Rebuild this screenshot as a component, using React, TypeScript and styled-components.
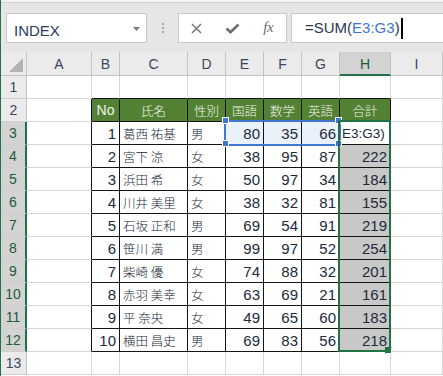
import React from "react";
import styled, { createGlobalStyle } from "styled-components";

const GREEN = "#217346";
const GRID = "#d6d6d6";
const BLACK = "#141414";
const HEAD_BG = "#ebebeb";
const HEAD_LINE = "#c3c3c3";
const ACTIVE_HEAD = "#d3d3d3";
const TEXT = "#222a3a";
const REF_BLUE = "#3f76d2";

const Global = createGlobalStyle`
  html, body { margin: 0; padding: 0; background: #fff; }
  body { font-family: "Liberation Sans", Arial, sans-serif; }
  #root { width: 443px; height: 376px; }
`;

const Window = styled.div`
  width: 443px;
  height: 376px;
  overflow: hidden;
  box-sizing: border-box;
  border-left: 1px solid ${GREEN};
  background: #fff;
  display: flex;
  flex-direction: column;
`;

const TopStrip = styled.div`
  height: 2px;
  background: #f3f3f3;
  border-bottom: 1px solid #d2d2d2;
  flex: none;
`;

const FormulaRow = styled.div`
  height: 49px;
  flex: none;
  box-sizing: border-box;
  background: #e6e6e6;
  display: flex;
  align-items: flex-start;
  padding: 10px 0 0 5px;
`;

const NameBox = styled.div`
  width: 141px;
  height: 30px;
  box-sizing: border-box;
  background: #fff;
  border: 1px solid #c9c9c9;
  display: flex;
  align-items: center;
  padding: 4px 6px 0 7px;
  font-size: 15px;
  color: #2c3b57;
`;

const NameArrow = styled.svg`
  margin-left: auto;
  margin-top: -3px;
`;

const Grip = styled.div`
  width: 31px;
  height: 30px;
  display: flex;
  flex-direction: column;
  align-items: center;
  justify-content: center;
  gap: 2px;
`;

const GripDot = styled.span`
  width: 2px;
  height: 2px;
  background: #a9a9a9;
`;

const FxBox = styled.div`
  width: 109px;
  height: 30px;
  box-sizing: border-box;
  background: #fff;
  border: 1px solid #c9c9c9;
  display: grid;
  grid-template-columns: repeat(3, 1fr);
  align-items: center;
  justify-items: center;
`;

const FxLabel = styled.span`
  font-family: "Liberation Serif", "Times New Roman", serif;
  font-style: italic;
  font-size: 15px;
  color: #6b6b6b;
  letter-spacing: -0.5px;
  margin-top: -2px;
`;

const FormulaBox = styled.div`
  flex: 1;
  margin-left: 4px;
  margin-right: -6px;
  height: 30px;
  box-sizing: border-box;
  background: #fff;
  border: 1px solid #c9c9c9;
  display: flex;
  align-items: center;
  padding: 0 0 1px 13px;
  font-size: 15px;
  color: #2a3854;
  white-space: nowrap;
`;

const RefText = styled.span`
  color: ${REF_BLUE};
`;

const Caret = styled.span`
  display: inline-block;
  width: 2px;
  height: 21px;
  background: #000;
  margin-left: 1px;
  margin-top: 2px;
`;

const Sheet = styled.div`
  position: relative;
  flex: 1;
  display: grid;
  grid-template-columns: 26px 65px 28px 68px 38px 38px 38px 38px 51px 1fr;
  grid-template-rows: 24px repeat(13, 23px) 1fr;
`;

const Corner = styled.div`
  box-sizing: border-box;
  background: ${HEAD_BG};
  border-right: 1px solid ${HEAD_LINE};
  border-bottom: 1px solid ${HEAD_LINE};
  display: flex;
  align-items: flex-end;
  justify-content: flex-end;
  padding: 0 3px 3px 0;
`;

const ColHead = styled.div<{ $active?: boolean }>`
  box-sizing: border-box;
  background: ${(p) => (p.$active ? ACTIVE_HEAD : HEAD_BG)};
  border-right: 1px solid ${HEAD_LINE};
  border-bottom: ${(p) => (p.$active ? `2px solid ${GREEN}` : `1px solid ${HEAD_LINE}`)};
  display: flex;
  align-items: center;
  justify-content: center;
  padding-top: ${(p) => (p.$active ? "1px" : "0")};
  font-size: 14px;
  color: ${(p) => (p.$active ? "#1f5a3a" : "#3a4560")};
`;

const RowHead = styled.div<{ $active?: boolean }>`
  box-sizing: border-box;
  background: ${(p) => (p.$active ? ACTIVE_HEAD : HEAD_BG)};
  border-right: ${(p) => (p.$active ? `2px solid ${GREEN}` : `1px solid ${HEAD_LINE}`)};
  border-bottom: 1px solid #cfcfcf;
  display: flex;
  align-items: center;
  justify-content: center;
  font-size: 14px;
  color: ${(p) => (p.$active ? "#1f5a3a" : "#3a4560")};
`;

type Align = "left" | "right" | "center";

const Cell = styled.div<{ $bg: string; $r: string; $b: string; $align: Align }>`
  box-sizing: border-box;
  background: ${(p) => p.$bg};
  border-right: 1px solid ${(p) => p.$r};
  border-bottom: 1px solid ${(p) => p.$b};
  display: flex;
  align-items: center;
  justify-content: ${(p) =>
    p.$align === "left" ? "flex-start" : p.$align === "right" ? "flex-end" : "center"};
  padding: 0 3px 0 3px;
  overflow: hidden;
  white-space: nowrap;
  color: ${TEXT};
`;

const Num = styled.span`
  font-family: "Liberation Sans", Arial, sans-serif;
  font-size: 15px;
`;

const Jp = styled.span<{ $light?: boolean }>`
  font-family: "Noto Sans CJK JP", "Noto Sans CJK SC", sans-serif;
  font-size: 12.5px;
  font-weight: 300;
  color: ${(p) => (p.$light ? "#f3f3ea" : TEXT)};
`;

const HeadLatin = styled.span`
  font-family: "Liberation Sans", Arial, sans-serif;
  font-size: 14px;
  color: #f3f3ea;
`;

const EditText = styled.span`
  font-family: "Liberation Sans", Arial, sans-serif;
  font-size: 13.5px;
  margin-left: -1px;
`;

const RefBox = styled.div`
  position: absolute;
  left: 223px;
  top: 68px;
  width: 117px;
  height: 26px;
  box-sizing: border-box;
  border: 2px solid ${REF_BLUE};
  pointer-events: none;
`;

const RefHandle = styled.div<{ $x: number; $y: number }>`
  position: absolute;
  left: ${(p) => p.$x}px;
  top: ${(p) => p.$y}px;
  width: 5px;
  height: 5px;
  background: ${REF_BLUE};
  outline: 1px solid #fff;
`;

const SelectBox = styled.div`
  position: absolute;
  left: 337px;
  top: 68px;
  width: 53px;
  height: 232px;
  box-sizing: border-box;
  border: 2px solid ${GREEN};
  pointer-events: none;
`;

const FillHandle = styled.div`
  position: absolute;
  left: 384px;
  top: 295px;
  width: 7px;
  height: 7px;
  box-sizing: border-box;
  background: ${GREEN};
  border: 1px solid #fff;
  border-top-color: transparent;
  border-left-color: transparent;
`;

const COLS = ["A", "B", "C", "D", "E", "F", "G", "H", "I"];

type Row = [number, string, string, number, number, number, number | null];

const DATA: Row[] = [
  [1, "葛西 祐基", "男", 80, 35, 66, null],
  [2, "宮下 涼", "女", 38, 95, 87, 222],
  [3, "浜田 希", "女", 50, 97, 34, 184],
  [4, "川井 美里", "女", 38, 32, 81, 155],
  [5, "石坂 正和", "男", 69, 54, 91, 219],
  [6, "笹川 満", "男", 99, 97, 52, 254],
  [7, "柴崎 優", "女", 74, 88, 32, 201],
  [8, "赤羽 美幸", "女", 63, 69, 21, 161],
  [9, "平 奈央", "女", 49, 65, 60, 183],
  [10, "横田 昌史", "男", 69, 83, 56, 218],
];

const HEADERS = ["No", "氏名", "性別", "国語", "数学", "英語", "合計"];

function cellContent(r: number, c: number): { node: React.ReactNode; align: Align } {
  if (r === 2 && c >= 1 && c <= 7) {
    const h = HEADERS[c - 1];
    return {
      node: c === 1 ? <HeadLatin>{h}</HeadLatin> : <Jp $light>{h}</Jp>,
      align: "center",
    };
  }
  if (r >= 3 && r <= 12 && c >= 1 && c <= 7) {
    const row = DATA[r - 3];
    const v = row[c - 1];
    if (c === 2 || c === 3) return { node: <Jp>{v}</Jp>, align: "left" };
    if (c === 7 && v === null) return { node: <EditText>E3:G3)</EditText>, align: "left" };
    return { node: <Num>{v}</Num>, align: "right" };
  }
  return { node: null, align: "left" };
}

function cellBg(r: number, c: number): string {
  if (r === 2 && c >= 1 && c <= 7) return "#548235";
  if (r === 3 && c >= 4 && c <= 6) return "#eaf1fb";
  if (r >= 4 && r <= 12 && c === 7) return "#c8c8c8";
  return "#fff";
}

function CheckIcon() {
  return (
    <svg width="15" height="11" viewBox="0 0 15 11">
      <path d="M1.5 5.5 L5.5 9.2 L13.5 1.5" fill="none" stroke="#6d6d6d" strokeWidth="2.6" />
    </svg>
  );
}

function CrossIcon() {
  return (
    <svg width="11" height="11" viewBox="0 0 11 11">
      <path d="M1 1 L10 10 M10 1 L1 10" fill="none" stroke="#7a7a7a" strokeWidth="1.6" />
    </svg>
  );
}

export default function App() {
  const cells: React.ReactNode[] = [];
  for (let r = 1; r <= 13; r++) {
    cells.push(
      <RowHead key={`rh${r}`} $active={r >= 3 && r <= 12}>
        {r}
      </RowHead>
    );
    for (let c = 0; c < COLS.length; c++) {
      const inTable = r >= 2 && r <= 12;
      const right = inTable && c <= 7 ? BLACK : GRID;
      const bottom = c >= 1 && c <= 7 && r >= 1 && r <= 12 ? BLACK : GRID;
      const { node, align } = cellContent(r, c);
      cells.push(
        <Cell key={`c${r}-${c}`} $bg={cellBg(r, c)} $r={right} $b={bottom} $align={align}>
          {node}
        </Cell>
      );
    }
  }

  return (
    <>
      <Global />
      <Window>
        <TopStrip />
        <FormulaRow>
          <NameBox>
            INDEX
            <NameArrow width="7" height="4" viewBox="0 0 7 4">
              <path d="M0 0 H7 L3.5 4 Z" fill="#7a7a7a" />
            </NameArrow>
          </NameBox>
          <Grip>
            <GripDot />
            <GripDot />
            <GripDot />
          </Grip>
          <FxBox>
            <CrossIcon />
            <CheckIcon />
            <FxLabel>fx</FxLabel>
          </FxBox>
          <FormulaBox>
            =SUM(<RefText>E3:G3</RefText>)<Caret />
          </FormulaBox>
        </FormulaRow>
        <Sheet>
          <Corner>
            <svg width="14" height="14" viewBox="0 0 14 14">
              <polygon points="14,0 14,14 0,14" fill="#b3b3b3" />
            </svg>
          </Corner>
          {COLS.map((l, i) => (
            <ColHead key={l} $active={i === 7}>
              {l}
            </ColHead>
          ))}
          {cells}
          <RefBox />
          <RefHandle $x={222} $y={66} />
          <RefHandle $x={335} $y={66} />
          <RefHandle $x={222} $y={89} />
          <RefHandle $x={335} $y={89} />
          <SelectBox />
          <FillHandle />
        </Sheet>
      </Window>
    </>
  );
}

* _Problem to solve_: Count every line above that holds the string "components" and give the total, nothing more.

* _Written reply_: 2